** Exercise objective **
Copy every line that mentions the word "index".

** Records for the exercise **
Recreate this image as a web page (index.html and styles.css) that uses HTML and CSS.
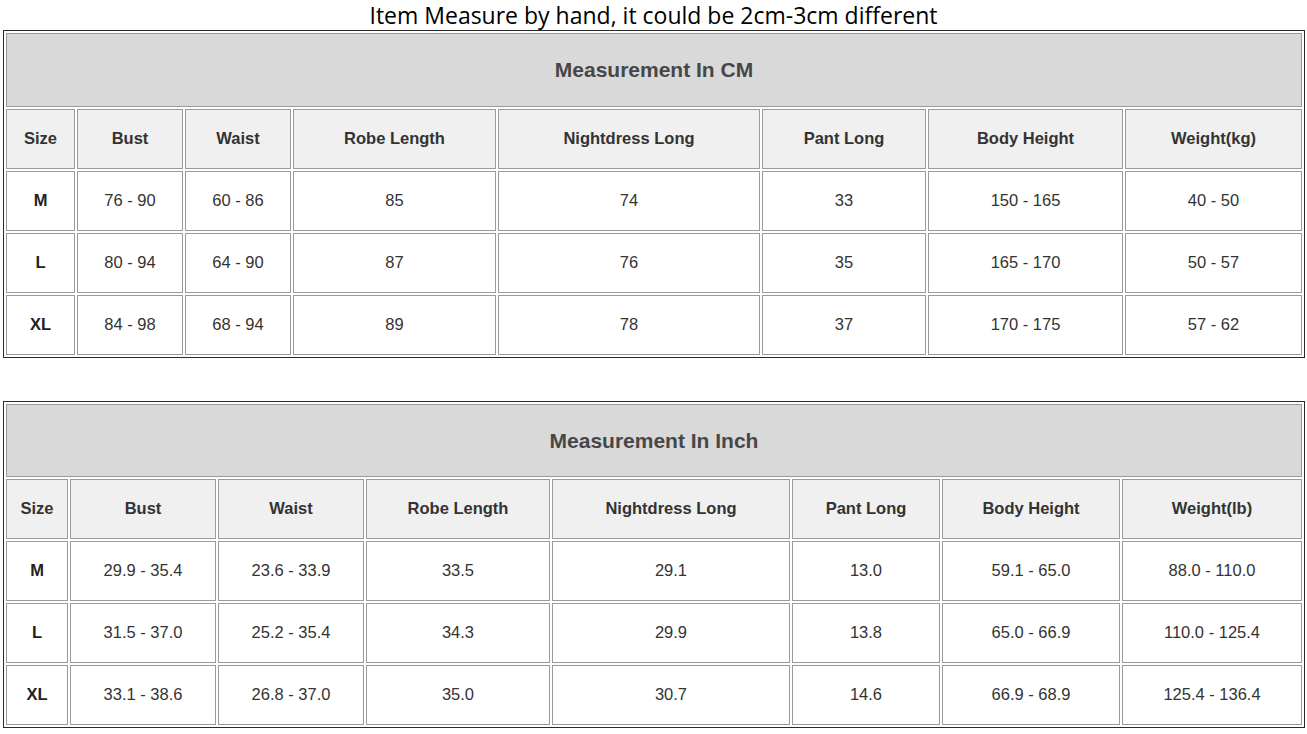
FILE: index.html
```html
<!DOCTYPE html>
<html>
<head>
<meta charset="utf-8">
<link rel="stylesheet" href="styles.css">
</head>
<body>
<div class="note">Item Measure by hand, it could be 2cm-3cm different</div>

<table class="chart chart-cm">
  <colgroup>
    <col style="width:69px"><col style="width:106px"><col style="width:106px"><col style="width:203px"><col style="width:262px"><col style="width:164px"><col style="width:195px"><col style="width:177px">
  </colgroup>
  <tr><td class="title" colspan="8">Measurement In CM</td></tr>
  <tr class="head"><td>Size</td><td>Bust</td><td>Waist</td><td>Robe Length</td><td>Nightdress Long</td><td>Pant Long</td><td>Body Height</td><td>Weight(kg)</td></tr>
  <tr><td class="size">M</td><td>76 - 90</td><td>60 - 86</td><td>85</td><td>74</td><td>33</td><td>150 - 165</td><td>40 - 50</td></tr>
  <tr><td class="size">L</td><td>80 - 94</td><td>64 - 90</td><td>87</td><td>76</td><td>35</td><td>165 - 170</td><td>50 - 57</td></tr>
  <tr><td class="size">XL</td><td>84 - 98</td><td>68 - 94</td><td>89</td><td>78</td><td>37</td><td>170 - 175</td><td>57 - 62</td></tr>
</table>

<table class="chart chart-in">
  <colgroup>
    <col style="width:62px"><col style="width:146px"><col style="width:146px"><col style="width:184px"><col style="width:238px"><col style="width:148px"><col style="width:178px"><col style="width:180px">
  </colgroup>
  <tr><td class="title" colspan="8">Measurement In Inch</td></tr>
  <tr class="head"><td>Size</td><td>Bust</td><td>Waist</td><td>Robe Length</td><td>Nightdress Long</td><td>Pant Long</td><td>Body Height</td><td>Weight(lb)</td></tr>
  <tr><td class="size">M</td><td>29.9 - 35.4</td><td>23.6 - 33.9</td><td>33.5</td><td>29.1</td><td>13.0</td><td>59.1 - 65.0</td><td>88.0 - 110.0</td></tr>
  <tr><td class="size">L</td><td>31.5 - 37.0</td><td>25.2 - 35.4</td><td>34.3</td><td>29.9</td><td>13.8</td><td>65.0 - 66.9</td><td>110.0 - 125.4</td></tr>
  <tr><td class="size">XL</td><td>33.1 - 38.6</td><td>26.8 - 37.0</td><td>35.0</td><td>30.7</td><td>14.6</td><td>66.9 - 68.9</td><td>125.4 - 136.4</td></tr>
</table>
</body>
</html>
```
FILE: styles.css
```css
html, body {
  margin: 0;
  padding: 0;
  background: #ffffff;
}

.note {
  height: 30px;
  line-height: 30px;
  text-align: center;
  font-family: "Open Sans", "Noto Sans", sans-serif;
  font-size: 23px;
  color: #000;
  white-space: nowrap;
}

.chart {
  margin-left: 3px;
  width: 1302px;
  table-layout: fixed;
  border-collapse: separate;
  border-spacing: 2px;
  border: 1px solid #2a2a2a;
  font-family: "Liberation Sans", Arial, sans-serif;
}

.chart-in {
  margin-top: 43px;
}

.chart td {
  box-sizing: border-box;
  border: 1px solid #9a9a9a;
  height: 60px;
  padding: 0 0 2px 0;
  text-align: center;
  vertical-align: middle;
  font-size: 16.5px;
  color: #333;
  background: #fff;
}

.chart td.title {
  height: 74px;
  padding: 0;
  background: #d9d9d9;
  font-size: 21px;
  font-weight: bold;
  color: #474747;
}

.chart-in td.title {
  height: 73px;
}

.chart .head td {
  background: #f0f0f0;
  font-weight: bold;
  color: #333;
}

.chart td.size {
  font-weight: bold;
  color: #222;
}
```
--
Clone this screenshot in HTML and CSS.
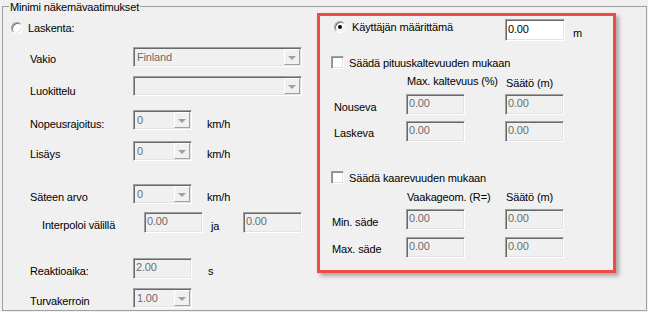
==
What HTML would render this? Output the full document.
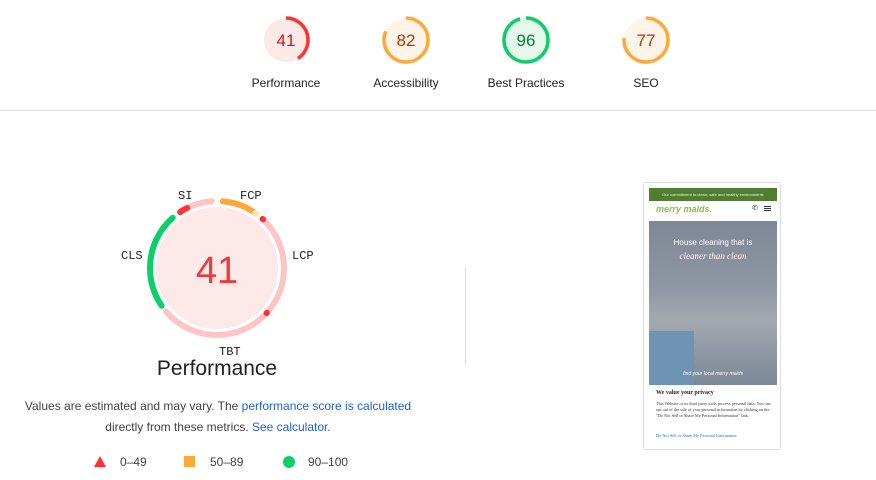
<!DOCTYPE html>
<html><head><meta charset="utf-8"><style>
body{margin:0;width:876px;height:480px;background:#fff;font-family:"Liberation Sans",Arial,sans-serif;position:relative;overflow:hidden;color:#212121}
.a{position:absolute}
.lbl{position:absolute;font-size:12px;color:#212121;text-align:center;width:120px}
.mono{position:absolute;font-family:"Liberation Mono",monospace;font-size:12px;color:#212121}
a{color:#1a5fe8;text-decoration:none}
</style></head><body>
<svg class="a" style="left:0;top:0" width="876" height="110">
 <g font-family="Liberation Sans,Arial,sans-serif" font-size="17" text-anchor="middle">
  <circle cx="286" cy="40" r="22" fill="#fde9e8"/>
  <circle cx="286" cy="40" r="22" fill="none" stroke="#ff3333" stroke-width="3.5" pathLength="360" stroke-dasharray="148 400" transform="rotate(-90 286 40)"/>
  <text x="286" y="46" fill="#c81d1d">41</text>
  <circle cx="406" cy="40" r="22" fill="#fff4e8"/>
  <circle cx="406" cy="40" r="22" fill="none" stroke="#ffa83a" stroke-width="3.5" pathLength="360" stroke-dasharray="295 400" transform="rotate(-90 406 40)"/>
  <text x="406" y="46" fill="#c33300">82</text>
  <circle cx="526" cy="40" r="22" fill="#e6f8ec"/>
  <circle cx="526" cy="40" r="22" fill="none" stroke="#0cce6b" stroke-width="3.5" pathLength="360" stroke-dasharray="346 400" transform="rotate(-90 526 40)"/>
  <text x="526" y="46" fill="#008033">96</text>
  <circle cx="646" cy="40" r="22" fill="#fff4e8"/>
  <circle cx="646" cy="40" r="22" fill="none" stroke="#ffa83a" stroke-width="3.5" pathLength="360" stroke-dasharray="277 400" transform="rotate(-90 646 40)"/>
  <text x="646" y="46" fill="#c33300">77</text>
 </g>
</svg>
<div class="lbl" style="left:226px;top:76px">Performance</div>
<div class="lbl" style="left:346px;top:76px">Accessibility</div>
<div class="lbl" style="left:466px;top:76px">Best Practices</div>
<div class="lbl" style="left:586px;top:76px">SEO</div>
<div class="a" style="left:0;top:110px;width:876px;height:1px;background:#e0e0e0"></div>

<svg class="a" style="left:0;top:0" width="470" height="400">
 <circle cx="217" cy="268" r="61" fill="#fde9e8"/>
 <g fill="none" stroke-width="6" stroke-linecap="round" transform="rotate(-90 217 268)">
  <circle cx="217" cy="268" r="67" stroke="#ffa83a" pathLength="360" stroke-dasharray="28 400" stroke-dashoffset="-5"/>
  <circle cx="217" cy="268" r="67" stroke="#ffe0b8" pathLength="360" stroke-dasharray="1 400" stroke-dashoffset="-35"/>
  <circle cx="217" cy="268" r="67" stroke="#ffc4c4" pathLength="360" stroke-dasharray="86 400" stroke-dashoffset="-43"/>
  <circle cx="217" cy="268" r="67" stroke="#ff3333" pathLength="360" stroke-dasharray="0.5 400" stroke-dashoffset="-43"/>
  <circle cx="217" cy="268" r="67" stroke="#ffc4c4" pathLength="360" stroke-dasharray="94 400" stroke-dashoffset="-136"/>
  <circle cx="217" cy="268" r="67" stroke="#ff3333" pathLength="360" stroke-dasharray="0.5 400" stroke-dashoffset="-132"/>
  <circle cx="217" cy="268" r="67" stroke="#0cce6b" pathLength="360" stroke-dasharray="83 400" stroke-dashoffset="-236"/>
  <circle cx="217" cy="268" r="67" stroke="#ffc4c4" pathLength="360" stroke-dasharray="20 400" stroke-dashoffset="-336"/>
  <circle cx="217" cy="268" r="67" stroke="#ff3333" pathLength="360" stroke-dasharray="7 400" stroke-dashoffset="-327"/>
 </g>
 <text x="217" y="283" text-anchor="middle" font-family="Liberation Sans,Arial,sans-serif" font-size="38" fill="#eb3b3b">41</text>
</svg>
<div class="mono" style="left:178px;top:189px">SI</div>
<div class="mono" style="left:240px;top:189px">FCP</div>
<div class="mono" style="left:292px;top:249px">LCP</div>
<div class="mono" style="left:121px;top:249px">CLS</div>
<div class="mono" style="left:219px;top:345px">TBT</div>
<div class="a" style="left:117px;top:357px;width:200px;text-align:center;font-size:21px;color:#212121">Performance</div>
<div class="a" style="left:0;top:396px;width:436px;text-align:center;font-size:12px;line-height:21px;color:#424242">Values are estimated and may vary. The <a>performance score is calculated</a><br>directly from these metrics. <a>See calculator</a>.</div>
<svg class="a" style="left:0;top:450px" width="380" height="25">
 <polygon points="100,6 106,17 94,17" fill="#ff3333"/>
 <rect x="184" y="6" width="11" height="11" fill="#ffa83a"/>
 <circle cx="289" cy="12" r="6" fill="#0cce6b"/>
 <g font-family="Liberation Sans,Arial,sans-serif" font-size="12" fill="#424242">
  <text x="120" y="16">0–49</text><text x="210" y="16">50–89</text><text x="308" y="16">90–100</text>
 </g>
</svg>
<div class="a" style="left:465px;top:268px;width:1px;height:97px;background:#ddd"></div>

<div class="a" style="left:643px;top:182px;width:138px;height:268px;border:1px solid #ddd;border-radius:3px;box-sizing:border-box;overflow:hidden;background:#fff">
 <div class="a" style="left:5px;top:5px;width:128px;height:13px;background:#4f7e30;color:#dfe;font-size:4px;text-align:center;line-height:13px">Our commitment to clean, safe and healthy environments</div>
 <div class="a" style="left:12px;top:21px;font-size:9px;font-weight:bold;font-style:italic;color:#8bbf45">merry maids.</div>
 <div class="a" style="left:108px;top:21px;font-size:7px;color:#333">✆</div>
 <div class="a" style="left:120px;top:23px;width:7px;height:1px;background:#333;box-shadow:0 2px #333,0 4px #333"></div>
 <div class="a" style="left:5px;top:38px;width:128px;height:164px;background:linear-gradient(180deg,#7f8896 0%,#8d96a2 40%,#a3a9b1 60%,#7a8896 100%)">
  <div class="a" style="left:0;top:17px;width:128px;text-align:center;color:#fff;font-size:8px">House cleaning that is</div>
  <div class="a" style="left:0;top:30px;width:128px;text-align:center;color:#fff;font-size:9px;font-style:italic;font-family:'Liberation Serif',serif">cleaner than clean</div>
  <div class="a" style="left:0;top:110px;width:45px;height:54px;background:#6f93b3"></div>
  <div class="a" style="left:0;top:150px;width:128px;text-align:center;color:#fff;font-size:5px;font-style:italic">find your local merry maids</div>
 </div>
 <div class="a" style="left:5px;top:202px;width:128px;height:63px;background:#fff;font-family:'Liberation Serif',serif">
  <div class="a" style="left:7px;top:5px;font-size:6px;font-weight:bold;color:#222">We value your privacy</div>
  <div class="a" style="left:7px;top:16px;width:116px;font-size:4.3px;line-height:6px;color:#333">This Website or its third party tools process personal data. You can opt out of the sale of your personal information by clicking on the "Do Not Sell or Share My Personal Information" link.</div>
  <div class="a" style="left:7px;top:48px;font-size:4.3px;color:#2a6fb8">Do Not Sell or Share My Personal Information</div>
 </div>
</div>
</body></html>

** Exercise solution **
Recreate this image as a web page (index.html and styles.css) that uses HTML and CSS.
FILE: index.html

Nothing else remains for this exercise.